Marsha Naquin-Delain (1953 - 2017) publisher, community activist

Marsha was raised as Marion Greeson in Baton Rouge, Louisiana.  His mother Betty Greeson was a cop, and Marion came out to her at age 15 – although they agreed not to mention the fact to his father, a high-school football coach.  His first boyfriend was his mother’s hairstylist. 

Marsha & Rip 1972
In 1973, on a weekend trip to New Orleans Marion met Rip Naquin (1954 – 2017) on Bourbon Street. They soon moved in with each other in Baton Rouge, and Marion became Marsha Naquin-Delain.  They started two gay publications that ultimately failed.  Their third attempt was Ambush Magazine.  Originally it covered Baton Rouge and north Louisiana, until 1985 when they moved to New Orleans.  

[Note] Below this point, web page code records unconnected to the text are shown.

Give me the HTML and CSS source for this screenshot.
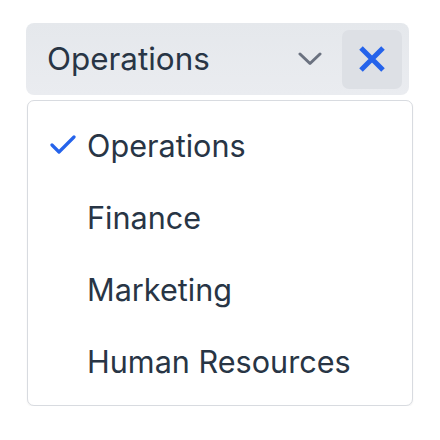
FILE: index.html
```html
<!DOCTYPE html>
<html lang="en">
  <head>
    <meta charset="UTF-8" />
    <meta name="viewport" content="width=device-width, initial-scale=1.0" />
    <title>Department Select</title>
    <link rel="stylesheet" href="styles.css">
  </head>
  <body>
    <div class="wrapper">
      <div class="select">
        <span class="select-value">Operations</span>
        <svg class="chevron" width="24" height="14" viewBox="0 0 24 14">
          <path d="M2 2 L12 11.5 L22 2" fill="none" stroke="#6b7280" stroke-width="3" stroke-linecap="round" stroke-linejoin="round" />
        </svg>
        <button class="clear" aria-label="Clear">
          <svg width="28" height="28" viewBox="0 0 28 28">
            <path d="M3 3 L25 25 M25 3 L3 25" fill="none" stroke="#2563eb" stroke-width="5" />
          </svg>
        </button>
      </div>
      <ul class="options">
        <li class="option selected">
          <span class="check">
            <svg width="26" height="20" viewBox="0 0 26 20">
              <path d="M2 10 L9 17 L24 2" fill="none" stroke="#2563eb" stroke-width="3.2" stroke-linecap="round" stroke-linejoin="round" />
            </svg>
          </span>
          Operations
        </li>
        <li class="option"><span class="check"></span>Finance</li>
        <li class="option"><span class="check"></span>Marketing</li>
        <li class="option"><span class="check"></span>Human Resources</li>
      </ul>
    </div>
  </body>
</html>
```

FILE: styles.css
```css
* {
  margin: 0;
  padding: 0;
  box-sizing: border-box;
}
body {
  background-color: #ffffff;
  font-family: Inter, "Noto Sans", sans-serif;
  color: #283545;
}
.wrapper {
  display: flex;
  flex-direction: column;
  padding: 23px 0 0 26px;
}
.select {
  display: flex;
  align-items: center;
  width: 383px;
  height: 72px;
  padding: 0 7px 0 21px;
  border-radius: 8px;
  background: linear-gradient(#e5e8ec, #eaecf0);
}
.select-value {
  flex: 1;
  font-size: 31.4px;
}
.chevron {
  margin-right: 20px;
}
.clear {
  display: flex;
  align-items: center;
  justify-content: center;
  width: 60px;
  height: 59px;
  border: none;
  border-radius: 7px;
  background-color: #dde0e5;
  cursor: pointer;
}
.options {
  list-style: none;
  width: 386px;
  margin: 5px 0 0 1px;
  padding: 8px 0;
  border: 1px solid #d8dbe0;
  border-radius: 7px;
  background-color: #ffffff;
  box-shadow: 0 1px 2px rgba(0, 0, 0, 0.06);
}
.option {
  display: flex;
  align-items: center;
  height: 72px;
  padding-left: 22px;
  font-size: 30.6px;
}
.check {
  display: flex;
  width: 37px;
}
```
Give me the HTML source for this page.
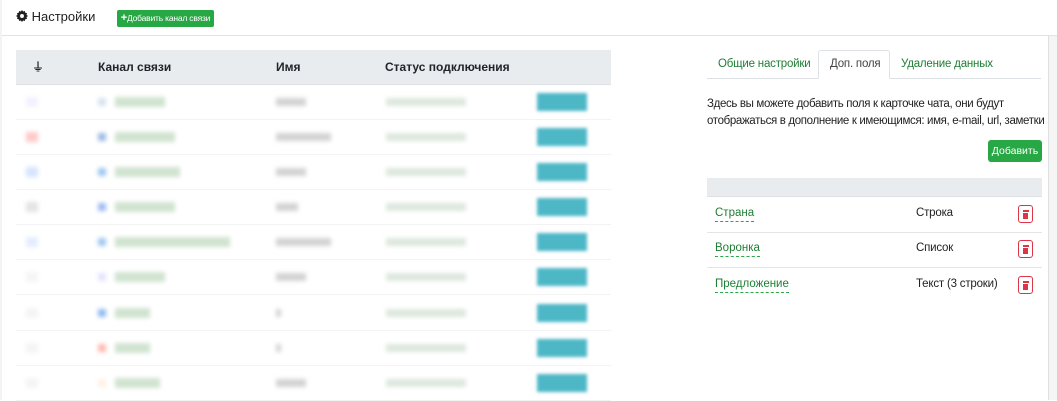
<!DOCTYPE html>
<html><head><meta charset="utf-8"><style>
*{box-sizing:border-box;margin:0;padding:0}
body{width:1057px;height:400px;overflow:hidden;background:#fff;font-family:"Liberation Sans","Noto Sans CJK SC",sans-serif;font-size:12px;color:#212529;position:relative;white-space:nowrap}
.abs{position:absolute}
.b{position:absolute;filter:blur(2px);opacity:.8}
</style></head><body>
<div class="abs" style="left:0;top:0;width:1057px;height:36px;border-bottom:1px solid #e3e3e3"></div>
<div class="abs" style="left:0;top:0;width:2px;height:400px;background:#f3f3f3"></div>
<div class="abs" style="left:1048px;top:36px;width:9px;height:364px;background:#f5f5f5;border-left:1px solid #e0e0e0"></div>
<div class="abs" style="left:16px;top:9px;font-size:13px;color:#222"><svg width="12" height="12" viewBox="0 0 16 16" style="vertical-align:-1px"><path fill="#222" d="M8 0l1.5 2 2.3-.7.6 2.3 2.3.6-.7 2.3L16 8l-2 1.5.7 2.3-2.3.6-.6 2.3-2.3-.7L8 16l-1.5-2-2.3.7-.6-2.3-2.3-.6.7-2.3L0 8l2-1.5-.7-2.3 2.3-.6.6-2.3 2.3.7z"/><circle cx="8" cy="8" r="2.6" fill="#fff"/></svg> Настройки</div>
<div class="abs" style="left:117px;top:10px;width:97px;height:17px;background:#28a745;border-radius:2px;color:#fff;font-size:8.5px;line-height:17px;text-align:center;letter-spacing:-0.2px"><b style="font-size:11px">+</b>Добавить канал связи</div>

<div class="abs" style="left:16px;top:50px;width:595px;height:35px;background:#e9ecef;border-bottom:1px solid #dee2e6;font-weight:bold;font-size:12px;line-height:35px">
<span class="abs" style="left:16px;top:0;font-size:12px">⏚</span>
<span class="abs" style="left:82px">Канал связи</span>
<span class="abs" style="left:260px">Имя</span>
<span class="abs" style="left:369px">Статус подключения</span>
</div>
<div id="rows"></div>
<script>
var ys=[102,137,172,207,242,277,313,348,383],ic=['#eef','#fbb','#cdf','#ddd','#dde8ff','#f2f2f2','#f2f2f2','#f2f2f2','#f2f2f2'],ci=['#cde','#8ad','#8be','#8ae','#8be','#ddf','#7ae','#fa9','#fed'],w=[50,60,65,60,115,50,35,35,45],nm=[30,55,30,22,55,30,5,5,30];
var h='';ys.forEach(function(y,i){
h+='<div class="abs" style="left:16px;top:'+(y+17)+'px;width:595px;height:1px;background:#f3f3f3"></div>';
h+='<div class="b" style="left:26px;top:'+(y-5)+'px;width:12px;height:10px;background:'+ic[i]+'"></div>';
h+='<div class="b" style="left:98px;top:'+(y-4)+'px;width:8px;height:8px;background:'+ci[i]+'"></div>';
h+='<div class="b" style="left:115px;top:'+(y-5)+'px;width:'+w[i]+'px;height:10px;background:#c5dcc5"></div>';
h+='<div class="b" style="left:276px;top:'+(y-4)+'px;width:'+nm[i]+'px;height:8px;background:#c8c8c8"></div>';
h+='<div class="b" style="left:386px;top:'+(y-4)+'px;width:80px;height:8px;background:#d5e2d5"></div>';
h+='<div class="b" style="left:537px;top:'+(y-9)+'px;width:50px;height:18px;background:#3ab0c0;filter:blur(1.5px);opacity:.9"></div>';
});document.getElementById('rows').innerHTML=h;
</script>

<div class="abs" style="left:707px;top:78px;width:334px;height:1px;background:#dee2e6"></div>
<div class="abs" style="left:818px;top:50px;width:72px;height:29px;border:1px solid #dee2e6;border-bottom:1px solid #fff;background:#fff;border-radius:3px 3px 0 0"></div>
<div class="abs" style="left:718px;top:58px;color:#1e7e34;font-size:11.5px;letter-spacing:-0.2px">Общие настройки</div>
<div class="abs" style="left:830px;top:58px;color:#444;font-size:11.5px;letter-spacing:-0.2px">Доп. поля</div>
<div class="abs" style="left:901px;top:58px;color:#1e7e34;font-size:11.5px;letter-spacing:-0.2px">Удаление данных</div>
<div class="abs" style="left:707px;top:96px;line-height:17px;font-size:11.5px;letter-spacing:-0.35px;color:#222">Здесь вы можете добавить поля к карточке чата, они будут<br>отображаться в дополнение к имеющимся: имя, e-mail, url, заметки</div>
<div class="abs" style="left:988px;top:140px;width:54px;height:22px;background:#28a745;border-radius:3px;color:#fff;font-size:10.5px;line-height:22px;text-align:center">Добавить</div>
<div class="abs" style="left:707px;top:178px;width:335px;height:19px;background:#e9ecef;border-bottom:1px solid #dee2e6"></div>
<div class="abs" style="left:707px;top:232px;width:335px;height:1px;background:#e5e5e5"></div>
<div class="abs" style="left:707px;top:267px;width:335px;height:1px;background:#e5e5e5"></div>
<div id="f"></div>
<script>
var r=[['Страна','Строка',214],['Воронка','Список',249],['Предложение','Текст (3 строки)',285]],s='';
r.forEach(function(a){s+='<div class="abs" style="left:715px;top:'+(a[2]-8)+'px;color:#1e7e34;border-bottom:1px dashed #28a745;line-height:15px;font-size:11.5px">'+a[0]+'</div><div class="abs" style="left:916px;top:'+(a[2]-7)+'px;color:#222;font-size:11.5px;letter-spacing:-0.2px">'+a[1]+'</div><div class="abs" style="left:1018px;top:'+(a[2]-9)+'px;width:15px;height:18px;border:1px solid #dc3545;border-radius:3px"><div style="position:absolute;left:3.5px;top:4px;width:6px;height:1.5px;background:#dc3545"></div><div style="position:absolute;left:4px;top:6.5px;width:5px;height:6px;background:#dc3545"></div></div>';});
document.getElementById('f').innerHTML=s;
</script>
</body></html>
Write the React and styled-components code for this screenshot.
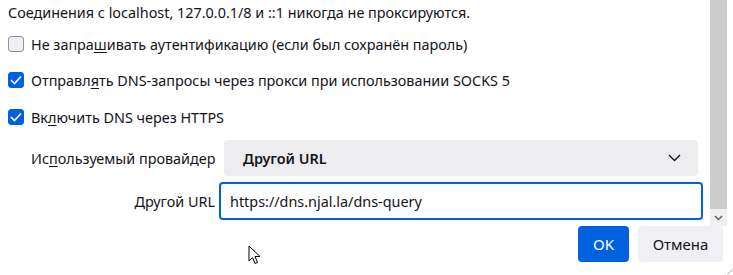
import React from "react";
import styled, { createGlobalStyle } from "styled-components";

const GlobalStyle = createGlobalStyle`
  html, body {
    margin: 0;
    padding: 0;
    background: #fff;
  }
  body {
    font-family: "Noto Sans", "Open Sans", sans-serif;
    font-size: 14.4px;
    color: #15141a;
  }
`;

const Dialog = styled.div`
  position: relative;
  width: 733px;
  height: 275px;
  overflow: hidden;
  background: #fff;
  display: grid;
  grid-template-rows: 226px 36px 1fr;
`;

const ScrollArea = styled.div`
  display: flex;
  padding-right: 6px;
  min-height: 0;
`;

const Content = styled.div`
  flex: 1;
  display: flex;
  flex-direction: column;
  padding: 3px 0 0 8px;
  overflow: hidden;
`;

const Note = styled.div`
  height: 20px;
  line-height: 20px;
  white-space: nowrap;
`;

const CheckRow = styled.label`
  display: flex;
  align-items: center;
  gap: 7px;
  height: 36px;
  margin-top: ${(p) => p.$top || 0}px;
  white-space: nowrap;
`;

const Box = styled.span`
  width: 16px;
  height: 16px;
  box-sizing: border-box;
  border-radius: 3px;
  display: grid;
  place-items: center;
  flex-shrink: 0;
  background: ${(p) => (p.$checked ? "#0061e0" : "#f0f0f4")};
  border: 1px solid ${(p) => (p.$checked ? "#0061e0" : "#8f8f9d")};
`;

const Key = styled.span`
  text-decoration: underline;
  text-underline-offset: 2px;
`;

const FieldRow = styled.div`
  display: grid;
  grid-template-columns: 184px 1fr;
  align-items: center;
  padding-left: 23px;
  margin-top: ${(p) => p.$top || 0}px;
  height: ${(p) => p.$h}px;
`;

const FieldLabel = styled.span`
  text-align: ${(p) => (p.$right ? "right" : "left")};
  white-space: nowrap;
`;

const Select = styled.div`
  margin-left: 9px;
  width: 474px;
  height: 36px;
  box-sizing: border-box;
  border-radius: 4px;
  background: #ededf0;
  display: flex;
  align-items: center;
  justify-content: space-between;
  padding: 0 17px 0 19px;
  font-weight: 600;
`;

const Input = styled.div`
  margin-left: 4px;
  width: 484px;
  height: 38px;
  box-sizing: border-box;
  border: 2px solid #0061e0;
  border-radius: 4px;
  display: flex;
  align-items: center;
  padding-left: 9px;
`;

const Scrollbar = styled.div`
  width: 17px;
  display: grid;
  grid-template-rows: 1fr 17px;
  background: #f0f0f0;
`;

const Thumb = styled.div`
  background: #cdcdcd;
`;

const ArrowBtn = styled.div`
  display: grid;
  place-items: center;
  background: #f0f0f0;
`;

const ButtonBar = styled.div`
  display: flex;
  justify-content: flex-end;
  gap: 9px;
  padding-right: 10px;
`;

const Button = styled.button`
  height: 36px;
  border: none;
  border-radius: 4px;
  font-family: inherit;
  font-size: 15px;
  padding: 0;
  width: ${(p) => p.$w}px;
  background: ${(p) => (p.$primary ? "#0061e0" : "#f0f0f4")};
  color: ${(p) => (p.$primary ? "#fff" : "#15141a")};
`;

const Cursor = styled.svg`
  position: absolute;
  left: 248px;
  top: 245px;
`;

const Grip = styled.svg`
  position: absolute;
  right: 0;
  bottom: 0;
`;

const Check = () => (
  <svg width="12" height="10" viewBox="0 0 12 10">
    <path d="M1 5 L4.5 8.5 L11 1.5" fill="none" stroke="#fff" strokeWidth="1.6" />
  </svg>
);

export default function App() {
  return (
    <>
      <GlobalStyle />
      <Dialog>
        <ScrollArea>
          <Content>
            <Note>Соединения с localhost, 127.0.0.1/8 и ::1 никогда не проксируются.</Note>
            <CheckRow $top={3}>
              <Box />
              <span>
                Не запра<Key>ш</Key>ивать аутентификацию (если был сохранён пароль)
              </span>
            </CheckRow>
            <CheckRow>
              <Box $checked>
                <Check />
              </Box>
              <span>
                Отправл<Key>я</Key>ть DNS-запросы через прокси при использовании SOCKS 5
              </span>
            </CheckRow>
            <CheckRow $top={1}>
              <Box $checked>
                <Check />
              </Box>
              <span>
                Вк<Key>л</Key>ючить DNS через HTTPS
              </span>
            </CheckRow>
            <FieldRow $top={5} $h={36}>
              <FieldLabel>
                Ис<Key>п</Key>ользуемый провайдер
              </FieldLabel>
              <Select>
                <span>Другой URL</span>
                <svg width="13" height="8" viewBox="0 0 13 8">
                  <path d="M1 1 L6.5 6.5 L12 1" fill="none" stroke="#15141a" strokeWidth="1.4" />
                </svg>
              </Select>
            </FieldRow>
            <FieldRow $top={6} $h={38}>
              <FieldLabel $right>Другой URL</FieldLabel>
              <Input>https://dns.njal.la/dns-query</Input>
            </FieldRow>
          </Content>
          <Scrollbar>
            <Thumb />
            <ArrowBtn>
              <svg width="9" height="6" viewBox="0 0 9 6">
                <path d="M1 1 L4.5 4.5 L8 1" fill="none" stroke="#606060" strokeWidth="1.5" />
              </svg>
            </ArrowBtn>
          </Scrollbar>
        </ScrollArea>
        <ButtonBar>
          <Button $primary $w={51}>OK</Button>
          <Button $w={85}>Отмена</Button>
        </ButtonBar>
        <Cursor width="15" height="21" viewBox="0 0 15 21">
          <path
            d="M1 1 L1 16 L4.5 12.5 L7 18.5 L9.5 17.5 L7 11.5 L12 11.5 Z"
            fill="#fff"
            stroke="#000"
            strokeWidth="1"
            strokeLinejoin="round"
          />
        </Cursor>
        <Grip width="6" height="6" viewBox="0 0 6 6">
          <path d="M0.5 5.5 L5.5 0.5" stroke="#a0a0a0" strokeWidth="1" />
        </Grip>
      </Dialog>
    </>
  );
}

In 1986 they acquired the building at 828 Bourbon Street.  The ground floor was the office of Ambush Magazine and Naquin and Delain lived upstairs.  They have been active in Southern Decadence, PFLAG, LGBT+ Archives of Louisiana.  They founded the carnival Krewe of Queenateenas, and participated in the Gay Easter Parade.

When New Orleans introduced same-sex domestic partnerships in 1993, Naquin and Delain were the first to be registered.   In 2013 they were married in St Patrick’s Cathedral in New York on their 40th anniversary.   

Rip died age 63 in August 2017 of liver failure.  Marsha died four months later – some say of a broken heart.

·         Frank Perez & Jeffrey Palmquist. In Exile: The History and Lore Surrounding New Orleans Gay Culture and Its Oldest Gay Bar. LL-Publications, 2012: 131-2.
·         Cathy Hughes. “Rip Naquin, a leader in New Orleans' LGBT community, dies at 63”  The Times-Picayune, Aug 10, 2017. Online
·         Frank Perez.  “Obituary: Marsha Naquin-Delain”.  Ambush Magazine, February 27, 2018.  Online

_________________________

Ambush Magazine is still going.   
I did not find any statement to the effect that Marsha considered herself transgender.  Certainly she did not change her legal gender to female so that she and RIP could marry before 2013.
In the two articles by Frank Perez the pronouns referring to Marsha drift from male to female.